We all know the scenario. A young child sees a patch of flowers and snatches up a handful. The parent teaches a lesson. Yes, there are hundreds of flowers. Yes, you only picked a dozen. But, what if everyone did what you did? It is one of the greatest moral lessons. Our own individual actions are almost inconsequential in and of themselves. I can throw trash into the ocean or not throw trash into the ocean. My trash is small and the ocean is large. But, what if everyone did what I did? And, more to the point, why am I so special that I am exempt from standards I would wish that others would follow?

Muir said, “Everybody needs beauty as well as bread, places to play in and pray in, where nature may heal and give strength to body and soul alike.”

This beauty, I say, has more than the power to heal and give strength. It has the power to inspire moral action and worthwhile living.


Benediction
My colleague Rev. Erika Hewitt shared these words from Unitarian minister Thomas Starr King with me. The words were written after he had heard a lecture by Ralph Waldo Emerson. I share them with you in the spirit of levity and playfulness.
"Emerson gave us last Monday evening the most brilliant lecture I ever listened to from any mortal.
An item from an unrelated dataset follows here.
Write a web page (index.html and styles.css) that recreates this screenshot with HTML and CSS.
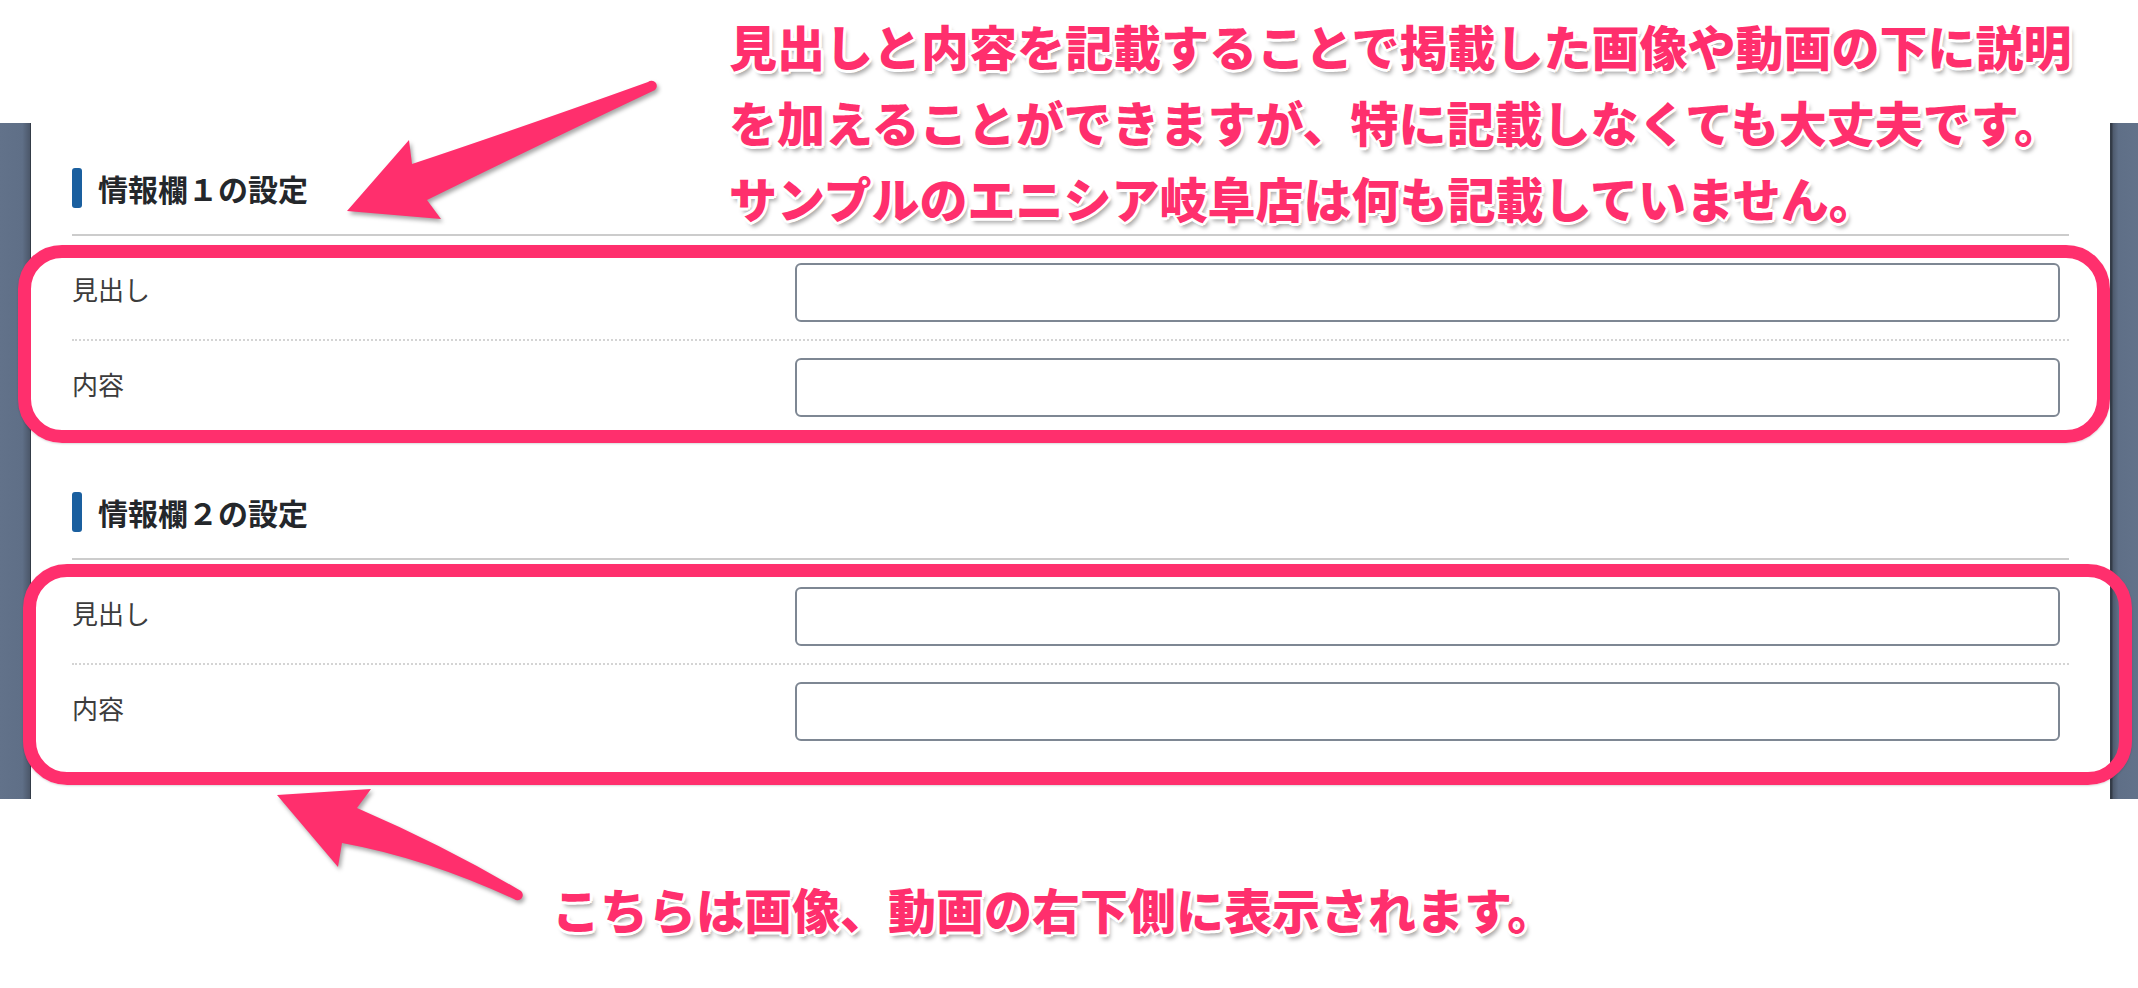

It was on the identity of the laws of the mind with the laws of nature. He proved conclusively that man is only a higher kind of corn, that he is a squirrel gone up into the first class, that he is a liberated oyster fully educated, that he is a spiritualized pumpkin, a thinking squash, a graduated sun-flower, and inspired turnip. Such imagery, such wit, such quaint things said in a tone solemn and sublime! I have the most profound respect henceforth for every melon-vine as my ancestor (melancholic thought). I look upon every turtle as of kin. Tonight he lectures again. I fear I may lose it."